Having recently been divorced, her Philly foray will focus on her "tour guides" - men she met on a social-media dating site.

"This time I'm in the dating phase . . . through Tinder, and I've had a-maaaaz-ing experiences being shown the town," she said.

One guy took her to the "Rocky steps" at 2 a.m. "He was telling me all about the movies - 'No. 1 . . . in No. 2 . . .' It was so wonderful. He explained to me who Rocky is: 'Rocky's real.' Then I got a cheesesteak with the guy."

Weedman admitted that she found the local accent vexing (which is why so many actors in set-in-Philadelphia TV shows and films talk like New Yorkers). To aid her, she recorded a man sitting near her at the Phillies game she attended last weekend. But she conceded she expected to have a hard time with the accent onstage.

We then told her our theory that because the nation was born here, the way we speak is the "correct" version of American English, and it's the rest of the country that has an accent. She laughed heartily and warned that she might have to use it in the show.

Now that would be "bee-yoo-dee-ful."


Adrienne Theater, 2030 Sansom St., 8 tonight, 2 p.m. tomorrow, 7 p.m. Sunday, $15 (students) and $25, brownpapertickets.com/ event/693055.

'Wiz' biz

Our biggest fear going into Tuesday's opening performance of the national tour of "The Wizard of Oz" was that the four new songs penned by Andrew Lloyd Webber and Tim Rice would desecrate the sacred Harold Arlen score from the beloved 1939 film.

As it turns out, the four new songs are perfectly adequate, and don't get in the way of the tunes that are such a part of our national heritage. Beyond that, the show, which runs through Sunday at the Academy of Music, is a hit-and-miss affair.
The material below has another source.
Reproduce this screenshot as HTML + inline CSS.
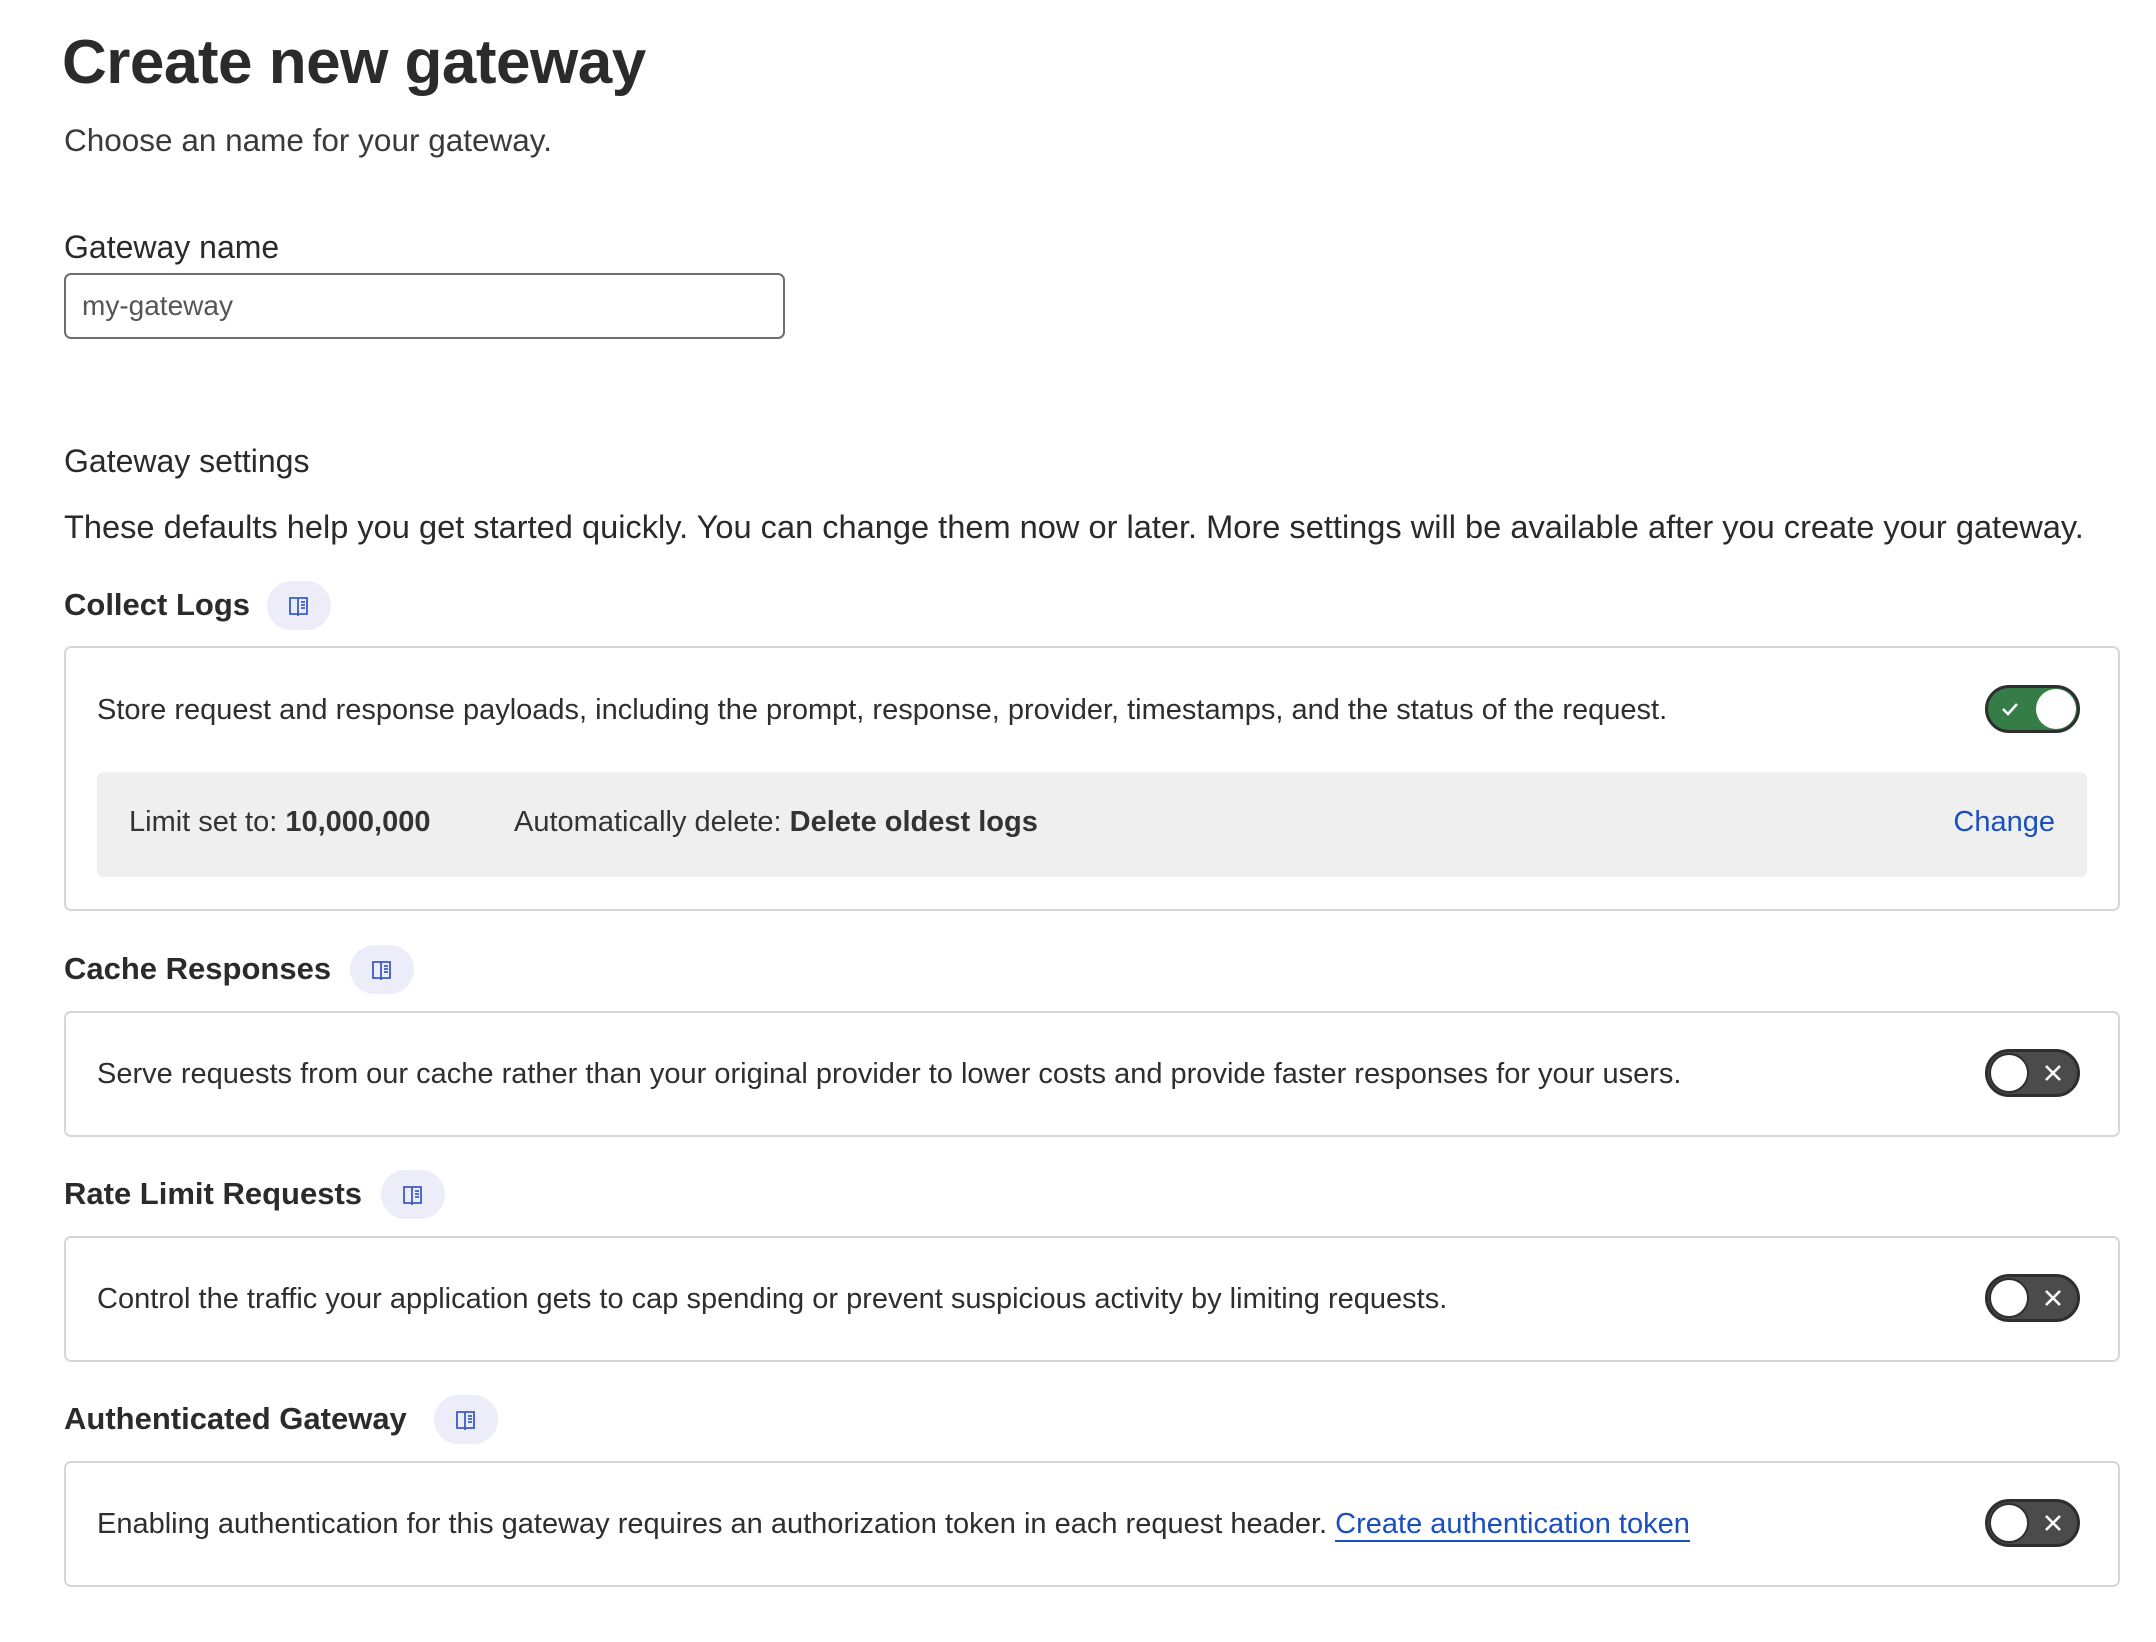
<!DOCTYPE html>
<html><head><meta charset="utf-8"><style>
*{box-sizing:border-box;margin:0;padding:0}
body{width:2156px;height:1642px;background:#fff;font-family:"Liberation Sans",Arial,sans-serif;color:#2a2a2a;position:relative;overflow:hidden}
.a{position:absolute;white-space:nowrap}
h1{position:absolute;left:62px;top:27px;font-size:62px;font-weight:700;color:#2b2b2b;letter-spacing:-0.5px}
.sub{left:64px;top:122px;font-size:31.5px;color:#3a3a3a}
.lbl{font-size:32px;color:#2a2a2a}
.input{position:absolute;left:64px;top:273px;width:721px;height:66px;border:2px solid #6e6e6e;border-radius:7px;font-size:28px;color:#555;padding:15px 0 0 16px}
.hd{font-size:31px;font-weight:700;color:#2b2b2b}
.pill{position:absolute;width:64px;height:49px;border-radius:25px;background:#ecedf9;display:flex;align-items:center;justify-content:center}
.card{position:absolute;left:64px;width:2056px;border:2px solid #d6d6d6;border-radius:7px}
.ct{font-size:29px;color:#2e2e2e}
.tg{position:absolute;left:1985px;width:95px;height:48px;border-radius:24px;border:3px solid #2e2e2e}
.tg.on{background:#367c47}
.tg.off{background:#4b4b4b}
.knob{position:absolute;top:1px;width:40px;height:40px;border-radius:50%;background:#fff}
a{color:#1a4fbf;text-decoration:none}
</style></head><body>
<h1>Create new gateway</h1>
<div class="a sub">Choose an name for your gateway.</div>
<div class="a lbl" style="left:64px;top:229px">Gateway name</div>
<div class="input">my-gateway</div>
<div class="a lbl" style="left:64px;top:443px">Gateway settings</div>
<div class="a" style="left:64px;top:508px;font-size:32.6px;color:#2a2a2a">These defaults help you get started quickly. You can change them now or later. More settings will be available after you create your gateway.</div>

<!-- Collect logs -->
<div class="a hd" style="left:64px;top:587px">Collect Logs</div>
<div class="pill" style="left:267px;top:581px"><svg width="24" height="24" viewBox="0 0 24 24" fill="none" stroke="#3b5bc9" stroke-width="1.8"><path d="M3 4h8v16H3zM11 4h9v16h-9"/><path d="M14 8h4M14 11h4M14 14h4"/><path d="M11 20v2"/></svg></div>
<div class="card" style="top:646px;height:265px">
<div class="a ct" style="left:31px;top:46px">Store request and response payloads, including the prompt, response, provider, timestamps, and the status of the request.</div>
<div style="position:absolute;left:31px;top:124px;width:1990px;height:105px;background:#efefef;border-radius:7px">
<div class="a ct" style="left:32px;top:34px;color:#333">Limit set to: <b>10,000,000</b></div>
<div class="a ct" style="left:417px;top:34px;color:#333">Automatically delete: <b>Delete oldest logs</b></div>
<div class="a ct" style="right:32px;top:34px"><a>Change</a></div>
</div>
</div>
<div class="tg on" style="top:685px"><svg style="position:absolute;left:12px;top:12px" width="20" height="18" viewBox="0 0 20 18"><path d="M3 9l5 5 9-10" fill="none" stroke="#fff" stroke-width="2.6"/></svg><div class="knob" style="right:1px"></div></div>

<!-- Cache -->
<div class="a hd" style="left:64px;top:951px">Cache Responses</div>
<div class="pill" style="left:350px;top:945px"><svg width="24" height="24" viewBox="0 0 24 24" fill="none" stroke="#3b5bc9" stroke-width="1.8"><path d="M3 4h8v16H3zM11 4h9v16h-9"/><path d="M14 8h4M14 11h4M14 14h4"/><path d="M11 20v2"/></svg></div>
<div class="card" style="top:1011px;height:126px"><div class="a ct" style="left:31px;top:45px">Serve requests from our cache rather than your original provider to lower costs and provide faster responses for your users.</div></div>
<div class="tg off" style="top:1049px"><div class="knob" style="left:1px;border:2px solid #2e2e2e"></div><svg style="position:absolute;left:55px;top:11px" width="20" height="20" viewBox="0 0 20 20"><path d="M3 3l14 14M17 3L3 17" stroke="#fff" stroke-width="2.6"/></svg></div>

<!-- Rate -->
<div class="a hd" style="left:64px;top:1176px">Rate Limit Requests</div>
<div class="pill" style="left:381px;top:1170px"><svg width="24" height="24" viewBox="0 0 24 24" fill="none" stroke="#3b5bc9" stroke-width="1.8"><path d="M3 4h8v16H3zM11 4h9v16h-9"/><path d="M14 8h4M14 11h4M14 14h4"/><path d="M11 20v2"/></svg></div>
<div class="card" style="top:1236px;height:126px"><div class="a ct" style="left:31px;top:45px">Control the traffic your application gets to cap spending or prevent suspicious activity by limiting requests.</div></div>
<div class="tg off" style="top:1274px"><div class="knob" style="left:1px;border:2px solid #2e2e2e"></div><svg style="position:absolute;left:55px;top:11px" width="20" height="20" viewBox="0 0 20 20"><path d="M3 3l14 14M17 3L3 17" stroke="#fff" stroke-width="2.6"/></svg></div>

<!-- Auth -->
<div class="a hd" style="left:64px;top:1401px">Authenticated Gateway</div>
<div class="pill" style="left:434px;top:1395px"><svg width="24" height="24" viewBox="0 0 24 24" fill="none" stroke="#3b5bc9" stroke-width="1.8"><path d="M3 4h8v16H3zM11 4h9v16h-9"/><path d="M14 8h4M14 11h4M14 14h4"/><path d="M11 20v2"/></svg></div>
<div class="card" style="top:1461px;height:126px"><div class="a ct" style="left:31px;top:45px">Enabling authentication for this gateway requires an authorization token in each request header. <a style="border-bottom:2px solid #1a4fbf">Create authentication token</a></div></div>
<div class="tg off" style="top:1499px"><div class="knob" style="left:1px;border:2px solid #2e2e2e"></div><svg style="position:absolute;left:55px;top:11px" width="20" height="20" viewBox="0 0 20 20"><path d="M3 3l14 14M17 3L3 17" stroke="#fff" stroke-width="2.6"/></svg></div>
</body></html>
The staging is first-rate, especially the amazing hurricane video sequence that sets the plot in motion. We also liked the updated jokes and asides that add a nice touch of edginess to this beloved kids' tale. And there were a couple of strong performances, most notably by Jacquelyn Piro Donovan (as Miss Gulch/Wicked Witch of the West) and Jamie McKnight (Hunk/Scarecrow).

But any production of "Oz" is dependent on the actress portraying Dorothy. In the role, Danielle Wade is perfectly competent and pleasant, but neither her acting nor singing are sufficiently compelling for a task of such magnitude.


Academy of Music, Broad and Locust streets, 8 tonight, 2 and 8 p.m. tomorrow, 1 p.m. Sunday, $20-$115.50, 215-893-1999, kimmelcenter.org.

Never say 'never'


 Back in March, the Rev. Alyn Waller told this column that his performance as Dr. Martin Luther King Jr. in the two-person play "The Meeting" would likely be his first and last foray into acting. "I think," he said, "most persons will come away from [the production saying], 'Those two guys need to keep their day jobs, but I'm glad I was there for the event.' "

Well, the acting bug must have bit particularly hard, because Waller and local attorney Tariq El-Shabazz are reprising their roles in the drama that what-ifs a conversation between King and 1960s Black Muslim leader Malcolm X. It's set for tomorrow at the Dell Music Center - the only theatrical presentation the al fresco venue is hosting this summer.


Dell Music Center, Strawberry Mansion Bridge Drive, 8 p.m. tomorrow, $28.90 and $34.05, 800-736-1420, ticketmaster.com.